Forum OpenACS Development: Disconnected PG clients hose the server

We have a number of cases where an ADP page calls
a long-running SQL query and the user either hits stop
or actually closes the browser.

We see that the Postgres process that does the SELECT
continues to churn large percentages of CPU time even
though the http request doesnt exists anymore.

What is the correct remedy to prevent zombie backend postmaster processes from hosing the CPU forever?

This seems like a pretty trivial thing to ask from the Web application server - tell the backend DB processor to backout of the query since the http thread went away.

Shouldnt there be some parameter that could be set in AOLserver
?
thanks
Danny

Collapse
Posted by Lamar Owen on
You say that you have an adp calling an sql select that runs for a significant length of time.  Are you communicating to the user that the query may take awhile, and to not hit stop?

Why is the select taking so long?

I think you might want to look at why you have this problem; while I understand what you're talking about, and even see a certain validity in having the functionality, I wonder if that is the 'correct' solution to your problem.

It isn't correct to call the postgres backend processes held open in this way a 'zombie' -- a zombie will never go away and cannot be killed, whereas these postgres processes will indeed finish eventually.

Now, AOLserver uses pooled database connections, which by design don't go away at all.  It is desireable for the postgres backends to stay up forever -- so really what we're after is a way of aborting a currently executing query, but keeping the connection open (taking the connection down and bringing it back up imposes some performance penalties, but the driver knows how to recover -- it just doesn't know how to drop the connection).
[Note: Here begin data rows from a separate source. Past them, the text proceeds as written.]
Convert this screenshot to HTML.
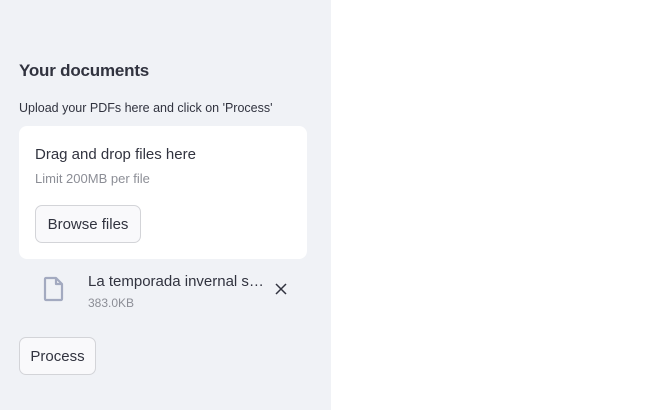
<!DOCTYPE html>
<html><head><style>
body{margin:0;width:652px;height:410px;background:#fff;font-family:"Liberation Sans",sans-serif;color:#31333f;position:relative;overflow:hidden}
.side{position:absolute;left:0;top:0;width:331px;height:410px;background:#f0f2f6}
.a{position:absolute;white-space:nowrap}
.btn{position:absolute;background:#f9f9fb;border:1px solid #d3d4d8;border-radius:7px;box-sizing:border-box;font-size:15px;display:flex;align-items:center;justify-content:center}
</style></head><body>
<div class="side">
<div class="a" style="left:19px;top:61px;font-size:17px;font-weight:bold;letter-spacing:-0.2px">Your documents</div>
<div class="a" style="left:19px;top:101px;font-size:12.5px">Upload your PDFs here and click on 'Process'</div>
<div class="a" style="left:19px;top:126px;width:288px;height:133px;background:#fff;border-radius:8px"></div>
<div class="a" style="left:35px;top:146px;font-size:15px">Drag and drop files here</div>
<div class="a" style="left:35px;top:171px;font-size:13px;color:#8c8e96">Limit 200MB per file</div>
<div class="btn" style="left:35px;top:205px;width:106px;height:38px">Browse files</div>
<svg class="a" style="left:43px;top:276px" width="22" height="26" viewBox="0 0 22 26"><path d="M3 2h10l6 6v15a1 1 0 0 1-1 1H3a1 1 0 0 1-1-1V3a1 1 0 0 1 1-1z M13 2v6h6" fill="none" stroke="#a3aac0" stroke-width="2.2" stroke-linejoin="round"/></svg>
<div class="a" style="left:88px;top:273px;font-size:15px">La temporada invernal s…</div>
<div class="a" style="left:88px;top:296px;font-size:12px;color:#8c8e96">383.0KB</div>
<svg class="a" style="left:275px;top:283px" width="12" height="12" viewBox="0 0 12 12"><path d="M1 1L11 11M11 1L1 11" stroke="#31333f" stroke-width="1.5"/></svg>
<div class="btn" style="left:19px;top:337px;width:77px;height:38px">Process</div>
</div>
</body></html>
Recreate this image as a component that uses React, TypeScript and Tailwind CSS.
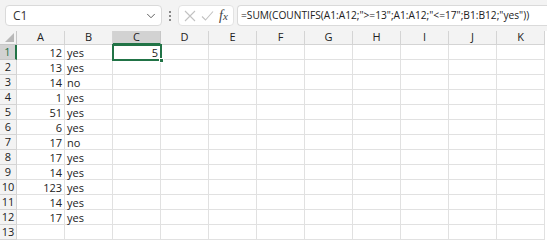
import { ChevronDown } from 'lucide-react';

const cols = ['A', 'B', 'C', 'D', 'E', 'F', 'G', 'H', 'I', 'J', 'K'];

const data: [number, string][] = [
    [12, 'yes'], [13, 'yes'], [14, 'no'], [1, 'yes'], [51, 'yes'], [6, 'yes'],
    [17, 'no'], [17, 'yes'], [14, 'yes'], [123, 'yes'], [14, 'yes'], [17, 'yes'],
];

const formula = '=SUM(COUNTIFS(A1:A12;">=13";A1:A12;"<=17";B1:B12;"yes"))';

export default function App() {
    const rows = Array.from({ length: 13 }, (_, i) => i + 1);

    return (
        <div className="w-[547px] h-[242px] overflow-hidden bg-white font-['Open_Sans',sans-serif] text-[11px] text-[#222]">
            {/* formula bar */}
            <div className="h-[31px] bg-[#f3f3f3] flex items-start pt-[5px] pl-[5px]">
                <div className="shrink-0 w-[157px] h-[21px] bg-white border border-[#dadada] rounded-[4px] flex items-center justify-between pl-[7px] pr-[3px]">
                    <span className="text-[12px] text-[#333]">C1</span>
                    <ChevronDown size={14} strokeWidth={1.6} className="text-[#555]" />
                </div>
                <div className="shrink-0 w-[16px] h-[21px] flex flex-col items-center justify-center gap-[2px]">
                    <span className="w-[2px] h-[2px] bg-[#888]" />
                    <span className="w-[2px] h-[2px] bg-[#888]" />
                    <span className="w-[2px] h-[2px] bg-[#888]" />
                </div>
                <div className="shrink-0 w-[56px] h-[21px] bg-white border border-[#e3e3e3] rounded-[4px] flex items-center gap-[5px] pl-[5px]">
                    <svg width="12" height="12" viewBox="0 0 12 12" fill="none" stroke="#c2c2c2" strokeWidth="1.1">
                        <path d="M1 1 L11 11 M11 1 L1 11" />
                    </svg>
                    <svg width="13" height="12" viewBox="0 0 13 12" fill="none" stroke="#c2c2c2" strokeWidth="1.1">
                        <path d="M1 6.5 L4.5 10 L12 1.5" />
                    </svg>
                    <span className="font-['Liberation_Serif',serif] italic text-[14px] text-[#444] leading-none">f<span className="text-[11px]">x</span></span>
                </div>
                <div className="ml-[3px] flex-1 min-w-0 overflow-hidden h-[21px] bg-white border border-[#dadada] border-r-0 rounded-l-[4px] flex items-center pl-[3px]">
                    <span className="text-[10.2px] text-[#222] whitespace-nowrap">{formula}</span>
                </div>
            </div>

            {/* sheet */}
            <div className="relative">
                <div className="grid grid-cols-[17px_repeat(11,48px)] auto-rows-[15px] grid-rows-[14px]">
                    {/* corner */}
                    <div className="relative bg-[#f3f3f3] border-r border-b border-[#c6c6c6]">
                        <div className="absolute right-[2px] bottom-[2px] w-0 h-0 border-l-[9px] border-l-transparent border-b-[9px] border-b-[#b8b8b8]" />
                    </div>
                    {cols.map((c) => (
                        <div
                            key={c}
                            className={
                                c === 'C'
                                    ? 'bg-[#d2d2d2] border-r border-[#c6c6c6] border-b-2 border-b-[#217346] flex items-center justify-center text-[#222]'
                                    : 'bg-[#f3f3f3] border-r border-b border-[#d4d4d4] flex items-center justify-center text-[#222]'
                            }
                        >
                            {c}
                        </div>
                    ))}

                    {rows.map((r) => {
                        const d = data[r - 1];
                        return [
                            <div
                                key={`h${r}`}
                                className={
                                    r === 1
                                        ? 'bg-[#d2d2d2] border-b border-[#c6c6c6] border-r-2 border-r-[#217346] flex items-center justify-center text-[#217346]'
                                        : 'bg-[#f3f3f3] border-r border-b border-[#d4d4d4] flex items-center justify-center'
                                }
                            >
                                {r}
                            </div>,
                            ...cols.map((c) => (
                                <div
                                    key={`${c}${r}`}
                                    className={`border-r border-b border-[#e1e1e1] flex items-center px-[2px] leading-none whitespace-nowrap ${c === 'A' || c === 'C' ? 'justify-end' : 'justify-start'}`}
                                >
                                    {d && c === 'A' ? d[0] : ''}
                                    {d && c === 'B' ? d[1] : ''}
                                    {r === 1 && c === 'C' ? 5 : ''}
                                </div>
                            )),
                        ];
                    })}
                </div>

                {/* active cell C1 */}
                <div className="absolute left-[112px] top-[13px] w-[50px] h-[17px] border-2 border-[#217346] pointer-events-none">
                    <div className="absolute right-[-4px] bottom-[-4px] w-[5px] h-[5px] bg-[#217346] border border-white" />
                </div>
            </div>
        </div>
    );
}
Furthermore, the driver is blocked during the query execution, so it can't do anything until the libpq query exec call returns.  Using the asynchronous interface to libpq might work, if it were threadsafe, though.  The synchronous call with the driver blocked prevents what you want from being implemented using the current database driver API, AFAICT.  Even if the async libpq interface can be used, AFAICS AOLserver doesn't have a mechanism for signalling the driver that the client has backed out.

Collapse
Posted by Dan Lieberman on
Lamar,
As a rule an SQL query on an ADP page should deliver the goods very quickly. We have a browser-based report writer application that incorporates a wizard that generates an SQL query - so there ARE cases where a user may wait for a minute or so to get the results when the query is very complicated and there is a fair volume of data to write to the browser. Unfortunately - you can tell a user not to hit stop and they will get pissed off and still hit stop and sometimes even hit stop and refresh several times!

I am tempted to redesign the report writer to run in a ns_schedule process and return the results in HTML by email.  This would probably make the problem go away.

Having said that - there is a curious problem with PG. When the user disconnects by STOP or closing the browser - the PG process running the SELECT NEVER finishes.
Thats why i called it a zombie (even tho' thats an incorrect definion by unix terms) - I would have thought that the process WOULD complete the SELECT and drop its results into the bit bucket.

This is whats really troubling me. It smells like a bug in the AOLServer PG driver
Danny

Collapse
Posted by Jonathan Ellis on
In this situation I've added a per-user non-blocking mutex  so stupider than average users can't have more than one expensive query at once...
Collapse
Posted by Lamar Owen on
Dan, I'll see if I can't trace through and see if there's something afoul in the handling of this situation in the nspostgres driver.  It may take awhile to thoroughly debug, however, if it is indeed a bug in the driver.
Collapse
Posted by Lamar Owen on
Ok, there's a thread going on right now on the pgsql-hackers list about this very issue.  It seems this may not be just an AOLserver thing, but is endemic to the whole PostgreSQL backend.  I'll report back when I know more.
Collapse
Posted by Michael Bluett on
Would the recent fix in PostgreSQL 7.3.2 ("Fix possible memory leak and core dump during disconnect in libpgtcl") have any bearing on this?